Admitting a unique fixed point in math

I've noticed that some of my professors seem to like to use the term admit in the following sense (from the contraction mapping theorem): "If F is a contraction from a complete metric space to itself, then it admits a unique fixed point."

I'm curious as to the word choice/usage of the term admit. It seems to be equivalent in usage, at least here, to 'has', but I see it in quite a bit of formal math from certain professors.

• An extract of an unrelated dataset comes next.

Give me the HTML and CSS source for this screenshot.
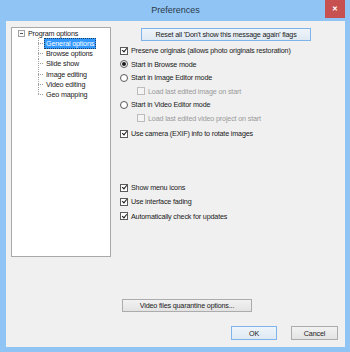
FILE: index.html
```html
<!DOCTYPE html>
<html lang="en">
<head>
    <meta charset="UTF-8">
    <title>Preferences</title>
    <link rel="stylesheet" href="styles.css">
</head>
<body>
    <div class="window">
        <div class="titlebar">
            <div class="title">Preferences</div>
            <div class="close-btn">&#x2715;</div>
        </div>

        <div class="client">
            <div class="main">
                <div class="tree">
                    <div class="tree-root">
                        <span class="expander"></span>
                        <span>Program options</span>
                    </div>
                    <ul class="tree-children">
                        <li><span class="selected">General options</span></li>
                        <li><span>Browse options</span></li>
                        <li><span>Slide show</span></li>
                        <li><span>Image editing</span></li>
                        <li><span>Video editing</span></li>
                        <li><span>Geo mapping</span></li>
                    </ul>
                </div>

                <div class="options">
                    <button type="button" class="btn btn-default reset-btn">Reset all 'Don't show this message again' flags</button>

                    <div class="row"><span class="check on"></span>Preserve originals (allows photo originals restoration)</div>
                    <div class="row"><span class="radio on"></span>Start in Browse mode</div>
                    <div class="row"><span class="radio"></span>Start in Image Editor mode</div>
                    <div class="row sub disabled"><span class="check"></span>Load last edited image on start</div>
                    <div class="row"><span class="radio"></span>Start in Video Editor mode</div>
                    <div class="row sub disabled"><span class="check"></span>Load last edited video project on start</div>
                    <div class="row camera"><span class="check on"></span>Use camera (EXIF) info to rotate images</div>

                    <div class="group">
                        <div class="row tall"><span class="check on"></span>Show menu icons</div>
                        <div class="row tall"><span class="check on"></span>Use interface fading</div>
                        <div class="row tall"><span class="check on"></span>Automatically check for updates</div>
                    </div>
                </div>
            </div>

            <button type="button" class="btn quarantine-btn">Video files quarantine options...</button>

            <div class="dialog-buttons">
                <button type="button" class="btn btn-default ok-btn">OK</button>
                <button type="button" class="btn cancel-btn">Cancel</button>
            </div>
        </div>
    </div>
</body>
</html>
```

FILE: styles.css
```css
body {
    margin: 0;
    font-family: "Liberation Sans", Arial, sans-serif;
    font-size: 7.2px;
    letter-spacing: -0.17px;
    color: #1a1a1a;
}

.window {
    width: 350px;
    height: 352px;
    box-sizing: border-box;
    padding: 0 5px 5px 6px;
    background-color: #8fc4f4;
    display: flex;
    flex-direction: column;
}

.titlebar {
    height: 21px;
    display: flex;
    flex: none;
}

.title {
    flex: 1;
    padding-left: 20px;
    text-align: center;
    line-height: 20px;
    font-size: 9px;
    letter-spacing: 0;
    color: #2b3a4a;
}

.close-btn {
    width: 20px;
    height: 18px;
    background-color: #c75050;
    color: #fff;
    font-size: 7px;
    font-weight: bold;
    text-align: center;
    line-height: 18px;
    letter-spacing: 0;
}

.client {
    flex: 1;
    background-color: #f0f0f0;
    padding: 6px 7px 7px 5px;
    display: flex;
    flex-direction: column;
}

.main {
    display: flex;
    height: 230px;
}

/* tree */

.tree {
    width: 100px;
    box-sizing: border-box;
    border: 1px solid #a9a9a9;
    background-color: #fff;
    padding: 0 0 0 6px;
}

.tree-root {
    height: 10px;
    display: flex;
    align-items: center;
}

.expander {
    width: 7px;
    height: 7px;
    box-sizing: border-box;
    border: 1px solid #a0a0a0;
    margin-right: 3px;
    background: linear-gradient(#555, #555) center / 3px 1px no-repeat, #fafafa;
}

.tree-children {
    list-style: none;
    margin: 0 0 0 20px;
    padding: 0;
}

.tree-children li {
    height: 10.3px;
    display: flex;
    align-items: center;
}

.tree-children li::before {
    content: '';
    width: 6px;
    align-self: stretch;
    flex: none;
    background:
        repeating-linear-gradient(to bottom, #a0a0a0 0 1px, transparent 1px 2px) left top / 1px 100% no-repeat,
        repeating-linear-gradient(to right, #a0a0a0 0 1px, transparent 1px 2px) left center / 100% 1px no-repeat;
}

.tree-children li:last-child::before {
    background-size: 1px 50%, 100% 1px;
}

.tree-children li span {
    padding: 0 1px;
    line-height: 9px;
    border: 1px solid transparent;
}

.tree-children li .selected {
    background-color: #3399ff;
    color: #fff;
    border: 1px dotted #1b3f66;
}

/* options */

.options {
    flex: 1;
    margin-left: 9px;
    display: flex;
    flex-direction: column;
}

.row {
    height: 13.5px;
    display: flex;
    align-items: center;
    white-space: nowrap;
}

.row.sub {
    padding-left: 17px;
}

.row.camera {
    margin-top: 2px;
}

.group {
    margin-top: 40px;
}

.row.tall {
    height: 14.3px;
}

.disabled {
    color: #9a9a9a;
}

.check,
.radio {
    width: 8px;
    height: 8px;
    box-sizing: border-box;
    border: 1px solid #5a5a5a;
    background-color: #fff;
    margin-right: 3px;
    flex: none;
    display: flex;
    align-items: center;
    justify-content: center;
}

.radio {
    border-radius: 50%;
}

.radio.on::after {
    content: '';
    width: 4px;
    height: 4px;
    border-radius: 50%;
    background-color: #1a1a1a;
}

.check.on::after {
    content: '';
    width: 2px;
    height: 4px;
    border: solid #1a1a1a;
    border-width: 0 1.5px 1.5px 0;
    transform: translate(0, -1px) rotate(40deg);
}

.disabled .check {
    border-color: #bcbcbc;
    background-color: #f4f4f4;
}

/* buttons */

.btn {
    font-family: inherit;
    font-size: 7.2px;
    letter-spacing: -0.17px;
    color: #1a1a1a;
    height: 13px;
    padding: 0;
    border: 1px solid #acacac;
    background: linear-gradient(#f2f2f2, #e3e3e3);
    box-sizing: border-box;
}

.btn-default {
    border-color: #7eb4ea;
    background: linear-gradient(#eef4fa, #dfe9f3);
}

.reset-btn {
    width: 170px;
    margin: 1px 0 3px 21px;
}

.quarantine-btn {
    width: 130px;
    margin: 42px 0 0 111px;
}

.dialog-buttons {
    display: flex;
    justify-content: flex-end;
    gap: 14px;
    margin-top: 14px;
}

.ok-btn {
    width: 46px;
    height: 14px;
}

.cancel-btn {
    width: 47px;
    height: 14px;
}
```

Does it have a particular connotation/meaning that has doesn't?


Solution 1:

In mathematics I believe it means something more like

to allow or concede as valid

TFD.

Solution 2:

Yes. In mathematics, 'admit' is often used in statements where a mere 'have' would do the job quite well, and the connotation that this word can bring in is that it is nice or something of an achievement that the object has the property (i.e., the object admits the property).

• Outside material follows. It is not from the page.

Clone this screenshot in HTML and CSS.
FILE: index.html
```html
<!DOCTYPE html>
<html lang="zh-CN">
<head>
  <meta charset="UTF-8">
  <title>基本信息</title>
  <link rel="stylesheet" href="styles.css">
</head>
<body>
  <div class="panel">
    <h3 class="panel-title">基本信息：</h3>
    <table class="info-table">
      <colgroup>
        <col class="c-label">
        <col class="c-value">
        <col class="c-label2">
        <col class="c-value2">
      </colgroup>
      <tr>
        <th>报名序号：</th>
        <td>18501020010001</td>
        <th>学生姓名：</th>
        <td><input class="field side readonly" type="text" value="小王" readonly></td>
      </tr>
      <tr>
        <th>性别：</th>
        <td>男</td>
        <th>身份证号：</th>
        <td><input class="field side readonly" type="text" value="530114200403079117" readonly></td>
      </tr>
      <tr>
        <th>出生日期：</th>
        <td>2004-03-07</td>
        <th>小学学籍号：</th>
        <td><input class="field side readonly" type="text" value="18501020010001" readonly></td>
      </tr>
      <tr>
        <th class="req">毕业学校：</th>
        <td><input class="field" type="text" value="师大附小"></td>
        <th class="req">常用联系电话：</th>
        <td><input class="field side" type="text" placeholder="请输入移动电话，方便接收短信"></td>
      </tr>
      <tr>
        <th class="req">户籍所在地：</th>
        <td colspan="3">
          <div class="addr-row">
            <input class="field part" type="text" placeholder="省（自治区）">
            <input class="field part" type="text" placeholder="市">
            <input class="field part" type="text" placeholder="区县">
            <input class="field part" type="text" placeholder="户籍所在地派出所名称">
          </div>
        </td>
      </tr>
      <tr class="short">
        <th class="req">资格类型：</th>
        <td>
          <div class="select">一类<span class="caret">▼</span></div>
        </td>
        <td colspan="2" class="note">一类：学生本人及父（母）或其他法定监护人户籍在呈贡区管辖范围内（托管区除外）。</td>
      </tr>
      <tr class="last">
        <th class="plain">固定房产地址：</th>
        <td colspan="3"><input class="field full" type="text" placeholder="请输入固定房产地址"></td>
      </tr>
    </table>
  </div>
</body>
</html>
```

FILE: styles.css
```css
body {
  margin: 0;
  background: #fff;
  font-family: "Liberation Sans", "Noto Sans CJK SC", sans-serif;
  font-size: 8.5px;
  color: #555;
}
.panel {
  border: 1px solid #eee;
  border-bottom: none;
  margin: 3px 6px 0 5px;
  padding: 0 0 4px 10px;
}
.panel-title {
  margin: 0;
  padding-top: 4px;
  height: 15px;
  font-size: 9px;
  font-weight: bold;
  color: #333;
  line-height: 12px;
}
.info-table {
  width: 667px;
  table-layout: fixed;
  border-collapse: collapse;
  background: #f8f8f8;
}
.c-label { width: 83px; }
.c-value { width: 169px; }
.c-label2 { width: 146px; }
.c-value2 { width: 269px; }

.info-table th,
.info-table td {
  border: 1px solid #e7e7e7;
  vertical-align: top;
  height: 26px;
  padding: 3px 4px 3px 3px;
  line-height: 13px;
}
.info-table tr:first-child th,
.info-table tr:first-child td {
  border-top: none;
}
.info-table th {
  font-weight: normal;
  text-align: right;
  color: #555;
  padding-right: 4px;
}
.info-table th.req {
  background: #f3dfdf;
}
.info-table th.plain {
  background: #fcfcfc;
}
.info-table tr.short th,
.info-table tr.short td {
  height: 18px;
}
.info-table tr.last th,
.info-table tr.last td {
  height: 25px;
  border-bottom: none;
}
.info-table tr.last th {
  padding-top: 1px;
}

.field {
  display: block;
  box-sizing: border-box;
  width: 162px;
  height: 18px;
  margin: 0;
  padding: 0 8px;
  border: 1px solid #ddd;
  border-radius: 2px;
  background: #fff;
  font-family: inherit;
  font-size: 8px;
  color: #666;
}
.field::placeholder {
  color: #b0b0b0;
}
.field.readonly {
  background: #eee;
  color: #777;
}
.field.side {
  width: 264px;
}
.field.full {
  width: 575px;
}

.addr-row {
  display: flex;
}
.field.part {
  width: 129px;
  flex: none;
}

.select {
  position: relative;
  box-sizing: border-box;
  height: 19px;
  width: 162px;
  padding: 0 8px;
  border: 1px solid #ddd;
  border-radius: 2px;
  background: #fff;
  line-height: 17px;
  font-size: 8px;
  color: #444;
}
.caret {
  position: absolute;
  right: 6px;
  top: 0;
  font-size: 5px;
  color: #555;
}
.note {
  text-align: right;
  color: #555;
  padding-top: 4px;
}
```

For example, in proof theory, one often hears that a calculus 'admits' cut elimination (example usage). One might say 'has cut elimination' and it would convey the same fact (and is also often used), but 'admits' conveys the attitude of the speaker/community to cut elimination in that it is a very useful property for a calculus to have, it is inobvious that the calculus has it, and it is sometimes difficult to achieve. In a sequent calculus, cut is one of the derivation rules. Now proofs using cut can be nasty. Cut elimination is a procedure whereby a proof in that calculus that can in principle employ all of the derivation rules is transformed into another proof that makes do without the cut rule. Cut-free proofs tend to be nicer because they have the subformula property: each formula occuring in the proof is a subformula of the formula (sequent) to be proved. This facilitates proof search.

I believe that using 'admit' in your example is motivated analogously. It actually conveys two basic facts: that a fixed point exists and that it is unique. The Wikipedia entry on contraction mapping has the following:

A contraction mapping has at most one fixed point. Moreover, the Banach fixed point theorem states that every contraction mapping on a nonempty complete metric space has a unique fixed point, and that for any x in M the iterated function sequence x, f (x), f (f (x)), f (f (f (x))), ... converges to the fixed point. This concept is very useful for iterated function systems...

The existence of a fixed point, in this case, would be the strong or desirable property for the mapping to have.

Solution 3:

I think the connotation is that something admitted is something that is constructed, rather than emerging naturally as an inherent property.